--- start ---

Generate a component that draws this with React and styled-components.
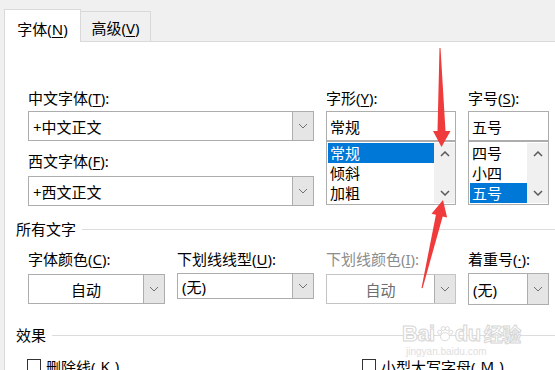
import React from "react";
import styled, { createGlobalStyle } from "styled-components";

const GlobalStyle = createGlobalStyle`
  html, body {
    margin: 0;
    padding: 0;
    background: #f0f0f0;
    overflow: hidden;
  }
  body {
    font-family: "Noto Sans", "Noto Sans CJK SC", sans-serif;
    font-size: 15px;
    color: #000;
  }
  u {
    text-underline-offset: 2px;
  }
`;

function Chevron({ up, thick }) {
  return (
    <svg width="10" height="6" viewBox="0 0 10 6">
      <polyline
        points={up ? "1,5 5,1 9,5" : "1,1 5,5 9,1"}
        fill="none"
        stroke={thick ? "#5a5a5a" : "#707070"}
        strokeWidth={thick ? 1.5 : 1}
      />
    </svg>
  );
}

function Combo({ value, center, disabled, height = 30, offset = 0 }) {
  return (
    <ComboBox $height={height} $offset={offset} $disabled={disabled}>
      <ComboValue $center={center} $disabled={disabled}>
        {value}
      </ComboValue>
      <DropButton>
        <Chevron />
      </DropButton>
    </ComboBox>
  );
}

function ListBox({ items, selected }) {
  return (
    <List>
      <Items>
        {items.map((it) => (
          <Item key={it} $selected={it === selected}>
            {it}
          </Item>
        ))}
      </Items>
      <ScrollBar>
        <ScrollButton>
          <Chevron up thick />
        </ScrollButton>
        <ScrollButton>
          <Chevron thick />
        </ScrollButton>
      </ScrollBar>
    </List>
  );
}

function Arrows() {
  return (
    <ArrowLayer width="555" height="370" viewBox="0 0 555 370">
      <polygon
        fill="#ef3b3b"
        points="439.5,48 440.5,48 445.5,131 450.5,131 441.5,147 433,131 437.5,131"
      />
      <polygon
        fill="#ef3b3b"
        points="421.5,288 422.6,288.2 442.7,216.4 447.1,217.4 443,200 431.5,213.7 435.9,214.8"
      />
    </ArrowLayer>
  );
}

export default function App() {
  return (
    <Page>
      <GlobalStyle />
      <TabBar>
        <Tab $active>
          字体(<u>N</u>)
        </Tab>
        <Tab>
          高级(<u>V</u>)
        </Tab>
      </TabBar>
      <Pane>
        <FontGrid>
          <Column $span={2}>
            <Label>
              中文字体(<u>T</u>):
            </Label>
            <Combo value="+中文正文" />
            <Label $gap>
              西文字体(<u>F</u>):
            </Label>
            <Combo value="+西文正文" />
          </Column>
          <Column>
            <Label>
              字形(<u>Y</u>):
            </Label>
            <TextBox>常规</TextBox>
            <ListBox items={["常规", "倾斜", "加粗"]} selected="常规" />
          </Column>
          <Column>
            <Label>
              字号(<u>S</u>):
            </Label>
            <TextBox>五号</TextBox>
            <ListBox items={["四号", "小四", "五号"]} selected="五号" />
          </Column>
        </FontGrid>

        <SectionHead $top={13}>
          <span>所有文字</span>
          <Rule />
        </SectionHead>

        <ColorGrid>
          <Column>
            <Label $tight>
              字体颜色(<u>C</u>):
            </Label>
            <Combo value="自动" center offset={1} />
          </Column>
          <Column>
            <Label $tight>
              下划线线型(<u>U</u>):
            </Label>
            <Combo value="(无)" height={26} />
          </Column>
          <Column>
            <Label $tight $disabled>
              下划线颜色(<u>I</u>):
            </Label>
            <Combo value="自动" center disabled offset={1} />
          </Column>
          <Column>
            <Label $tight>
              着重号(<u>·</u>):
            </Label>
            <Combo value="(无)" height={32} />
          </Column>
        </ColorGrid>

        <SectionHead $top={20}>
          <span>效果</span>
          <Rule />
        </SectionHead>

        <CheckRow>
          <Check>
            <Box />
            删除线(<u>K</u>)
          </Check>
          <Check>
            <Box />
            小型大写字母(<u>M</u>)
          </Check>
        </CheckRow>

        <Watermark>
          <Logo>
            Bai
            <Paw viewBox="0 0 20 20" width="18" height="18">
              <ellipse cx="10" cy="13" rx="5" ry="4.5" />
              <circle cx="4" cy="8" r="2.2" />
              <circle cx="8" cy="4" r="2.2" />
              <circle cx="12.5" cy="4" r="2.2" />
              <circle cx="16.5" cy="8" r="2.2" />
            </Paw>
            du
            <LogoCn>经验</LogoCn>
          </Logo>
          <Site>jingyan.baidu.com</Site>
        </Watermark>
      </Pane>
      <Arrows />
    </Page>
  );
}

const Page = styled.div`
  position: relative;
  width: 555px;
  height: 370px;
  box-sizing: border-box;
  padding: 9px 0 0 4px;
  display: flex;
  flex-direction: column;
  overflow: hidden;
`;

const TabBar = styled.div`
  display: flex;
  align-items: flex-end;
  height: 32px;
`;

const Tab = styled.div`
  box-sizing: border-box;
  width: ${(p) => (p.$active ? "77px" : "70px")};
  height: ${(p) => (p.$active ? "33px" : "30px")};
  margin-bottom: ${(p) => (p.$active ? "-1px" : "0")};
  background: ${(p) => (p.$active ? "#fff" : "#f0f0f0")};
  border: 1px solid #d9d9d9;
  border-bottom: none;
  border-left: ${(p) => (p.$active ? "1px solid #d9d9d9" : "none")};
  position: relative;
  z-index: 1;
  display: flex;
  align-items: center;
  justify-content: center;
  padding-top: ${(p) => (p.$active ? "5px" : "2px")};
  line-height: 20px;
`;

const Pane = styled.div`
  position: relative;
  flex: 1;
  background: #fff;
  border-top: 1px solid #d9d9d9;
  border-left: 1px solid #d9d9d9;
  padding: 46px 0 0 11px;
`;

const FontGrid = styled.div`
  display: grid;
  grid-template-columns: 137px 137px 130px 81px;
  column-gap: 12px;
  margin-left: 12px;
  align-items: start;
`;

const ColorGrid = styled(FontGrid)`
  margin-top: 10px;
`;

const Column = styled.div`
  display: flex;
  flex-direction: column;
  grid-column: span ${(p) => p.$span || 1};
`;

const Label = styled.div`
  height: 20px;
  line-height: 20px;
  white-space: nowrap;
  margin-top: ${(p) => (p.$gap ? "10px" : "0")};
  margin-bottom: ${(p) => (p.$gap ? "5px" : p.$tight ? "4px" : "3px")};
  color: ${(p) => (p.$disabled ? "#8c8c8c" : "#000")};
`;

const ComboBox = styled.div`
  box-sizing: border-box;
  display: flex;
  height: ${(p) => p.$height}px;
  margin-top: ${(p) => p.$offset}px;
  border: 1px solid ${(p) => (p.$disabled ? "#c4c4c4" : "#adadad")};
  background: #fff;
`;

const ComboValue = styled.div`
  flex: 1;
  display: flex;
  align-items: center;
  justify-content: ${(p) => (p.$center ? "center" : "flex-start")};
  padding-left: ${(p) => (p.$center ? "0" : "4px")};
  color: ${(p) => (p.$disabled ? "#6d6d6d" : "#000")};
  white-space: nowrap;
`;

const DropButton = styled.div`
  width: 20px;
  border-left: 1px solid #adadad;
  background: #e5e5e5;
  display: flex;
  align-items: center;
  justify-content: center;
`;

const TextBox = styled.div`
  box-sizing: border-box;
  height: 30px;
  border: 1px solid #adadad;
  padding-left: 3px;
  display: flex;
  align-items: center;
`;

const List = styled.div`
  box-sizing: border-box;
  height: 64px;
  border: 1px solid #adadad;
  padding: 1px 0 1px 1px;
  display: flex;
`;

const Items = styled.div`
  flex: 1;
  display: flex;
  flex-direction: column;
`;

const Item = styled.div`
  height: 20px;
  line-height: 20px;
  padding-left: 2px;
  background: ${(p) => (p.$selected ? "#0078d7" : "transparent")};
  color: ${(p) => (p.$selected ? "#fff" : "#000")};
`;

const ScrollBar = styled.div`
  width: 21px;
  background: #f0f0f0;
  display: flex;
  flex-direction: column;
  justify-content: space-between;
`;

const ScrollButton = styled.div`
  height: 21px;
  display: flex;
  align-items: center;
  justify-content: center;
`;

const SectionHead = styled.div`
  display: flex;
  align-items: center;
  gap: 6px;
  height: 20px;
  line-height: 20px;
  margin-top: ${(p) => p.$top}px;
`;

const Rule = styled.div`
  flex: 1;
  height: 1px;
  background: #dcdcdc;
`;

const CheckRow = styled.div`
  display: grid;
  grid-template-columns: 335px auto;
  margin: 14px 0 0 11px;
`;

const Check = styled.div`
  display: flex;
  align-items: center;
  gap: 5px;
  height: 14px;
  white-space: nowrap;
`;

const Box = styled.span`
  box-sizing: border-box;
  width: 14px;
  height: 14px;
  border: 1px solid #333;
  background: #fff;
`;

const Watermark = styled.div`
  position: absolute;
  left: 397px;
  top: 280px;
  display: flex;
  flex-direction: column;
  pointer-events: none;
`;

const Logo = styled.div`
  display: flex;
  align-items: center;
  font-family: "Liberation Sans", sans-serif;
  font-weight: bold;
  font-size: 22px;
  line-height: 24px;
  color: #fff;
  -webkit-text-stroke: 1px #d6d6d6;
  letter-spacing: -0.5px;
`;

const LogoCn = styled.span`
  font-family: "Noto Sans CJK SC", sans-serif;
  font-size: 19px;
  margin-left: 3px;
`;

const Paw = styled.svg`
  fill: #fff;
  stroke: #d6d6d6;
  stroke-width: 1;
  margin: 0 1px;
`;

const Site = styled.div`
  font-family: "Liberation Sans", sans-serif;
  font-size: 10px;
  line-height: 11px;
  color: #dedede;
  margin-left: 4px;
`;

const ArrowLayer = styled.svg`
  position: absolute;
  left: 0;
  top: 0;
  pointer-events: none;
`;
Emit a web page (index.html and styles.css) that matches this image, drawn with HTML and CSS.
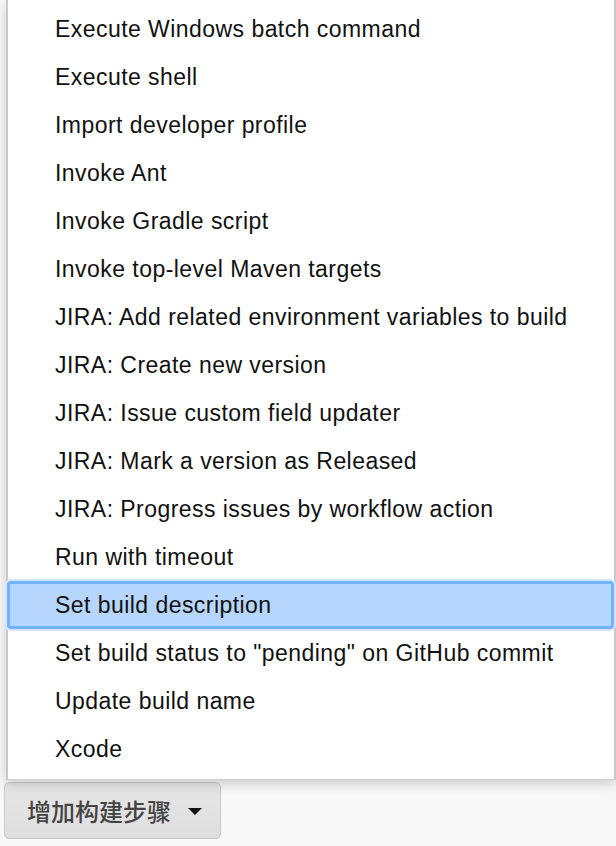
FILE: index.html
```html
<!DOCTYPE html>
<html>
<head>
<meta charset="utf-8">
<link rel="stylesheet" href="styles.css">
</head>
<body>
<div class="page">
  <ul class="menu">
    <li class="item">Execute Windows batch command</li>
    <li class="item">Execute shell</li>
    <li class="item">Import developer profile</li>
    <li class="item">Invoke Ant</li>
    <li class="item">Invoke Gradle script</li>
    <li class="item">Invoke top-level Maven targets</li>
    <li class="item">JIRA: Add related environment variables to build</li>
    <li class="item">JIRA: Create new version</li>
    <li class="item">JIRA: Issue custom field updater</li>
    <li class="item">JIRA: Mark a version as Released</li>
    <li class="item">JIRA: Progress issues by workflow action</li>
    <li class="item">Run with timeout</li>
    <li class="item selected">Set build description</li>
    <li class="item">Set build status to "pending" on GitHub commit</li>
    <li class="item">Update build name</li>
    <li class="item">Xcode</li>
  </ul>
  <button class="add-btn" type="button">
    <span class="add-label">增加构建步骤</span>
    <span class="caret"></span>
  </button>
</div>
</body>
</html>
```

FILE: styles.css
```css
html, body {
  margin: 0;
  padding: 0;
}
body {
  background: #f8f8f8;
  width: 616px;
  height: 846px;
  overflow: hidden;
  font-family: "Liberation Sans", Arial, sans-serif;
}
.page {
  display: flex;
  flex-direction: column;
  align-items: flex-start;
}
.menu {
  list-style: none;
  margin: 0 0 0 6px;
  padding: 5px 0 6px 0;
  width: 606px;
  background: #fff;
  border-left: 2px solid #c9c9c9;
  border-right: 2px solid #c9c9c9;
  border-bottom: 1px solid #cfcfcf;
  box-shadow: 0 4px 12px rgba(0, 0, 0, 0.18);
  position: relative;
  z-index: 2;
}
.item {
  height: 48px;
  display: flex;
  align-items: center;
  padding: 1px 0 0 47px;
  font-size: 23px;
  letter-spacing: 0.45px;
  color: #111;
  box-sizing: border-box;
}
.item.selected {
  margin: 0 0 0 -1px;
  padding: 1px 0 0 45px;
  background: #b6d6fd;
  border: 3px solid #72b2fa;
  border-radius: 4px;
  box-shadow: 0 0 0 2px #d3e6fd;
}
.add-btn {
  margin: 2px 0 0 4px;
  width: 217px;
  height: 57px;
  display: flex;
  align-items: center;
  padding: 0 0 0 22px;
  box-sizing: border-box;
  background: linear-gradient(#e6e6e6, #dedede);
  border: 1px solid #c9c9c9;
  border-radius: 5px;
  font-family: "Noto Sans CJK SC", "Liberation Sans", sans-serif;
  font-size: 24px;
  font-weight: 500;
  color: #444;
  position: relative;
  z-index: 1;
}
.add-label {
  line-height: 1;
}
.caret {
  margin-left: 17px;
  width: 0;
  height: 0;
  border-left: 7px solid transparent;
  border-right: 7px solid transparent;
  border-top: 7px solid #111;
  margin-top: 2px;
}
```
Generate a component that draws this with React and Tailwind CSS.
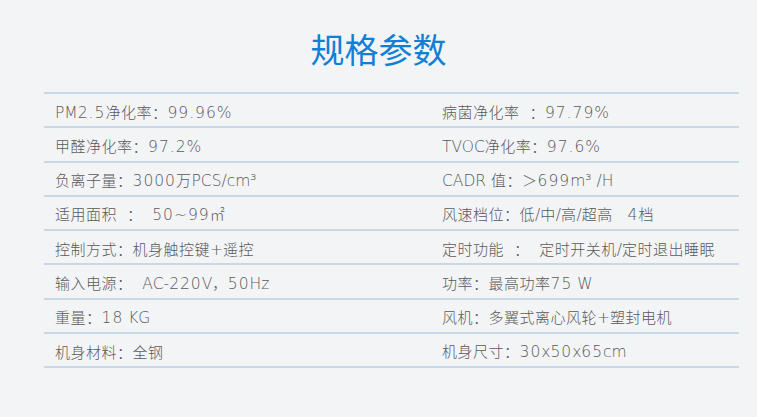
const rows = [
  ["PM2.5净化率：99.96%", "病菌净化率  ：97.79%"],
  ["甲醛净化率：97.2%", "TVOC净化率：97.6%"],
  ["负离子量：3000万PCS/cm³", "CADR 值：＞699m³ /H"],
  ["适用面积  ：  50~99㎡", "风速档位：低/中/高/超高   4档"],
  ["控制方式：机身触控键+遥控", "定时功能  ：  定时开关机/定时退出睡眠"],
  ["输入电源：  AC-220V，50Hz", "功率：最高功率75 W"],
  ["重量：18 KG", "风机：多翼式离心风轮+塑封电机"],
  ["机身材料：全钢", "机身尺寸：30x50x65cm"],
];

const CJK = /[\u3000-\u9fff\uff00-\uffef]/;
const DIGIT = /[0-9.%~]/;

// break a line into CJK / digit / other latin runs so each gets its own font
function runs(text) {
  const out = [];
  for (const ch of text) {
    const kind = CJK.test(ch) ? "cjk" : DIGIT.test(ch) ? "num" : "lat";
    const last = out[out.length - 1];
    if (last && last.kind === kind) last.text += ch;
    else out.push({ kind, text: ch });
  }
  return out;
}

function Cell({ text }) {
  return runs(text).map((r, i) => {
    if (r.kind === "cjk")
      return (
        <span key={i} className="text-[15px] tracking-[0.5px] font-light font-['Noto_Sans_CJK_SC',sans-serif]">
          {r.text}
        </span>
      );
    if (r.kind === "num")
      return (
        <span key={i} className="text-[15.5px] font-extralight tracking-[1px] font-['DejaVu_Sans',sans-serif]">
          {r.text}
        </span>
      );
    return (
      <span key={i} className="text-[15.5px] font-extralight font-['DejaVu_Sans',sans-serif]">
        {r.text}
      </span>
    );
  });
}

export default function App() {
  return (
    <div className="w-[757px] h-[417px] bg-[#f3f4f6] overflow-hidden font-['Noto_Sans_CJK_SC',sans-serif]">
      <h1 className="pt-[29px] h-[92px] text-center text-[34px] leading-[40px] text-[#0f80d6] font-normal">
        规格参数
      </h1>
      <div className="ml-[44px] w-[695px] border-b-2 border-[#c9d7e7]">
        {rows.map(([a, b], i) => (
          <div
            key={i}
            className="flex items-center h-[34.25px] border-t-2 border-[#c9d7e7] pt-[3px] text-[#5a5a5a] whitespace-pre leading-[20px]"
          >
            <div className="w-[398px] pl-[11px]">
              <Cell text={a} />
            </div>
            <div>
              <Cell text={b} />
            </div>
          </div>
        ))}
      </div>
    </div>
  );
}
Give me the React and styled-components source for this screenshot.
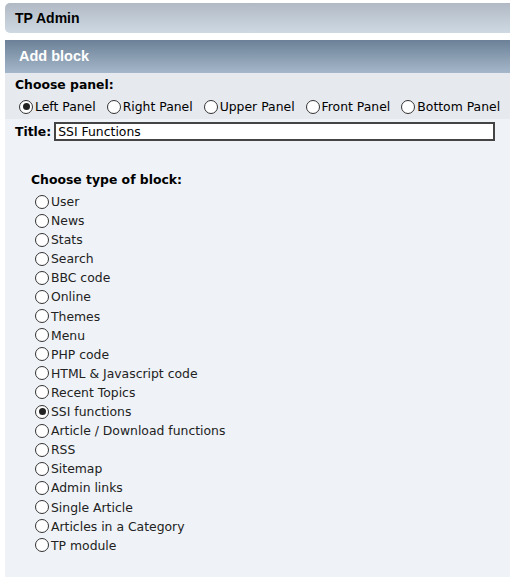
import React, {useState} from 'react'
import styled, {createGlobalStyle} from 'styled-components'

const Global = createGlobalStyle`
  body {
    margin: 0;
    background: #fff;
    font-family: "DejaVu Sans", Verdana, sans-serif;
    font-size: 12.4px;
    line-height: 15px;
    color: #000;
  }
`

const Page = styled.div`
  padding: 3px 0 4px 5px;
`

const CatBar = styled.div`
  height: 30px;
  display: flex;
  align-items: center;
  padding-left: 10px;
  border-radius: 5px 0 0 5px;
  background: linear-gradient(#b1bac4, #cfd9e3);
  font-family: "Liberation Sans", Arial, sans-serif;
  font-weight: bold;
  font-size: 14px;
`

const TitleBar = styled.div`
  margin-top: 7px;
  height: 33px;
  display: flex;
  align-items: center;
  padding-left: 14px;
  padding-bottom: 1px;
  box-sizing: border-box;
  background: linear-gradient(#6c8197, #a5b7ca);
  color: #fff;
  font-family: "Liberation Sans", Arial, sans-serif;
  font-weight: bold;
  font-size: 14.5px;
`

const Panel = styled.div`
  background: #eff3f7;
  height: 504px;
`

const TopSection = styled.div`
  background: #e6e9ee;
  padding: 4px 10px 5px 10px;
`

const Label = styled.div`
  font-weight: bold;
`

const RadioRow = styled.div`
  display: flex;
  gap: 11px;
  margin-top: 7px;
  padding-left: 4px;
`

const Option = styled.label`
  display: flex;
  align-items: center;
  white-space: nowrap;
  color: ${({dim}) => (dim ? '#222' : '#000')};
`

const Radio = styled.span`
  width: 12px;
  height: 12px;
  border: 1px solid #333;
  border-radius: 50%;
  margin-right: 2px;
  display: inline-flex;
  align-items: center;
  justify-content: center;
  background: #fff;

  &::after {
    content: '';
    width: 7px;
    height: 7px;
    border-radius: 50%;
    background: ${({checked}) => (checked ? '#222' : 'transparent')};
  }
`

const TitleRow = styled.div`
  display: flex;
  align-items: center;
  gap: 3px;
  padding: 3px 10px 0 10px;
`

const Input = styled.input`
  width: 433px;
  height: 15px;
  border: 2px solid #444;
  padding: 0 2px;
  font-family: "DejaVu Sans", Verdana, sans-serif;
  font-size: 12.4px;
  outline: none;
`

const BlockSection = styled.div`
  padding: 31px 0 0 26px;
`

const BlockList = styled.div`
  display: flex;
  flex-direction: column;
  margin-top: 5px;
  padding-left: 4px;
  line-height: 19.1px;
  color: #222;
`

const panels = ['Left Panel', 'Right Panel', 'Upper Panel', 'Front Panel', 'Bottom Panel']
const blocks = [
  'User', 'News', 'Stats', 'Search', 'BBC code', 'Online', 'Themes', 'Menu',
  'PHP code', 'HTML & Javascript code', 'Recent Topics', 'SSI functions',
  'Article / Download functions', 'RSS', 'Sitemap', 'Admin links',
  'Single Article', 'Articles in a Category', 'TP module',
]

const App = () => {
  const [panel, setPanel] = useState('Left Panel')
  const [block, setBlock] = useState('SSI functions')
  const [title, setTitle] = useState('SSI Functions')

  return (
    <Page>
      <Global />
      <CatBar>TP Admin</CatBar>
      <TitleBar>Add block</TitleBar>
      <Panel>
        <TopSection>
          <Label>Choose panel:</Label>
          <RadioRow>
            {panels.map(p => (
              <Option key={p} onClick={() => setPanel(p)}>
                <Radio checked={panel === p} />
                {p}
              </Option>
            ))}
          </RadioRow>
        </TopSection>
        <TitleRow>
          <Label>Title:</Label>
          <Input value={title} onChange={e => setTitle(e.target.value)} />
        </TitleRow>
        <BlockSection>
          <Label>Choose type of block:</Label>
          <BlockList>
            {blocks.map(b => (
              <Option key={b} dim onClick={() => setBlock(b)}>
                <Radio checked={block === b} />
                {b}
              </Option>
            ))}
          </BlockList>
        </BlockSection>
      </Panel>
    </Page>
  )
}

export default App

--- end ---

Scan the lines for the string "this". Copy out each line that matches.

Generate a component that draws this with React and styled-components.
Emit a web page (index.html and styles.css) that matches this image, drawn with HTML and CSS.
Generate a component that draws this with React and Tailwind CSS.
Give me the React and styled-components source for this screenshot.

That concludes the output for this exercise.